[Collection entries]
--- --- ---
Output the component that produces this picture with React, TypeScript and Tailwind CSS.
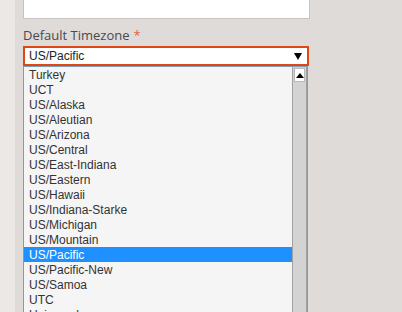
import React from 'react';

const zones = [
  'Turkey',
  'UCT',
  'US/Alaska',
  'US/Aleutian',
  'US/Arizona',
  'US/Central',
  'US/East-Indiana',
  'US/Eastern',
  'US/Hawaii',
  'US/Indiana-Starke',
  'US/Michigan',
  'US/Mountain',
  'US/Pacific',
  'US/Pacific-New',
  'US/Samoa',
  'UTC',
  'Universal',
];

const App: React.FC = () => {
  const selected = 'US/Pacific';

  return (
    <div className="flex w-[402px] h-[312px] overflow-hidden bg-[#dfdbd8]">
      <div className="w-[15px] shrink-0 bg-[#ebe8e5]"></div>
      <div className="flex flex-col pl-[8px] w-[310px] shrink-0 min-h-0">
        {/* textarea bottom */}
        <div className="h-[19px] shrink-0 w-[287px] bg-white border border-t-0 border-[#c9c1c1]"></div>

        <div
          className="mt-[7px] shrink-0 h-[20px] flex items-center text-[13px] text-[#4a4a4a]"
          style={{ fontFamily: '"Open Sans", sans-serif' }}
        >
          Default Timezone <span className="ml-[4px] text-[#e2643a]">*</span>
        </div>

        <div
          className="shrink-0 h-[20px] w-[286px] border-2 border-[#dd4814] bg-white flex items-center justify-between pl-[4px] pr-[5px] text-[12px] text-[#222]"
          style={{ fontFamily: '"Liberation Sans", Arial, sans-serif' }}
        >
          <span>US/Pacific</span>
          <svg width="8" height="7" viewBox="0 0 8 7">
            <polygon points="0,0 8,0 4,7" fill="#000" />
          </svg>
        </div>

        <div
          className="flex w-[285px] flex-1 min-h-0 overflow-hidden border border-b-0 border-[#7f9db9] bg-[#f5f5f5]"
          style={{ fontFamily: '"Liberation Sans", Arial, sans-serif' }}
        >
          <div className="flex-1 flex flex-col">
            {zones.map((z) => (
              <div
                key={z}
                className={`h-[15px] shrink-0 flex items-center pl-[5px] text-[12px] ${
                  z === selected ? 'bg-[#1e90ff] text-white' : 'text-[#333]'
                }`}
              >
                {z}
              </div>
            ))}
          </div>
          <div className="w-[15px] shrink-0 border-l border-r border-[#a0a0a0] bg-[#d3d3d3] flex flex-col pt-[1px]">
            <div className="h-[14px] shrink-0 mx-[1px] bg-white border border-[#b8b8b8] flex items-center justify-center">
              <svg width="8" height="5" viewBox="0 0 8 5">
                <polygon points="0,5 8,5 4,0" fill="#000" />
              </svg>
            </div>
          </div>
        </div>
      </div>
      <div className="flex-1"></div>
    </div>
  );
};

export default App;
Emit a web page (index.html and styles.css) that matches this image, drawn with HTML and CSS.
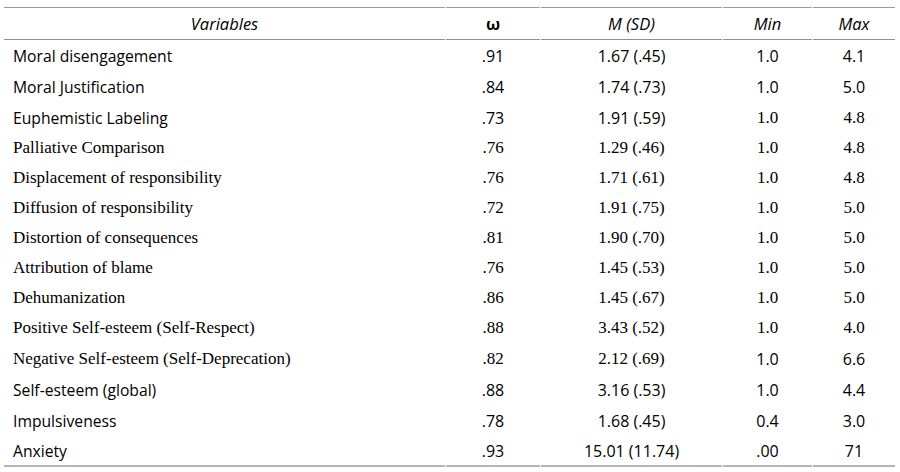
--- --- ---
Copy everything in the records above except the pictures, exactly as written.

FINAL ANSWER:
Output the component that produces this picture with React, TypeScript and Tailwind CSS.
import React from 'react';

const zones = [
  'Turkey',
  'UCT',
  'US/Alaska',
  'US/Aleutian',
  'US/Arizona',
  'US/Central',
  'US/East-Indiana',
  'US/Eastern',
  'US/Hawaii',
  'US/Indiana-Starke',
  'US/Michigan',
  'US/Mountain',
  'US/Pacific',
  'US/Pacific-New',
  'US/Samoa',
  'UTC',
  'Universal',
];

const App: React.FC = () => {
  const selected = 'US/Pacific';

  return (
    <div className="flex w-[402px] h-[312px] overflow-hidden bg-[#dfdbd8]">
      <div className="w-[15px] shrink-0 bg-[#ebe8e5]"></div>
      <div className="flex flex-col pl-[8px] w-[310px] shrink-0 min-h-0">
        {/* textarea bottom */}
        <div className="h-[19px] shrink-0 w-[287px] bg-white border border-t-0 border-[#c9c1c1]"></div>

        <div
          className="mt-[7px] shrink-0 h-[20px] flex items-center text-[13px] text-[#4a4a4a]"
          style={{ fontFamily: '"Open Sans", sans-serif' }}
        >
          Default Timezone <span className="ml-[4px] text-[#e2643a]">*</span>
        </div>

        <div
          className="shrink-0 h-[20px] w-[286px] border-2 border-[#dd4814] bg-white flex items-center justify-between pl-[4px] pr-[5px] text-[12px] text-[#222]"
          style={{ fontFamily: '"Liberation Sans", Arial, sans-serif' }}
        >
          <span>US/Pacific</span>
          <svg width="8" height="7" viewBox="0 0 8 7">
            <polygon points="0,0 8,0 4,7" fill="#000" />
          </svg>
        </div>

        <div
          className="flex w-[285px] flex-1 min-h-0 overflow-hidden border border-b-0 border-[#7f9db9] bg-[#f5f5f5]"
          style={{ fontFamily: '"Liberation Sans", Arial, sans-serif' }}
        >
          <div className="flex-1 flex flex-col">
            {zones.map((z) => (
              <div
                key={z}
                className={`h-[15px] shrink-0 flex items-center pl-[5px] text-[12px] ${
                  z === selected ? 'bg-[#1e90ff] text-white' : 'text-[#333]'
                }`}
              >
                {z}
              </div>
            ))}
          </div>
          <div className="w-[15px] shrink-0 border-l border-r border-[#a0a0a0] bg-[#d3d3d3] flex flex-col pt-[1px]">
            <div className="h-[14px] shrink-0 mx-[1px] bg-white border border-[#b8b8b8] flex items-center justify-center">
              <svg width="8" height="5" viewBox="0 0 8 5">
                <polygon points="0,5 8,5 4,0" fill="#000" />
              </svg>
            </div>
          </div>
        </div>
      </div>
      <div className="flex-1"></div>
    </div>
  );
};

export default App;
Emit a web page (index.html and styles.css) that matches this image, drawn with HTML and CSS.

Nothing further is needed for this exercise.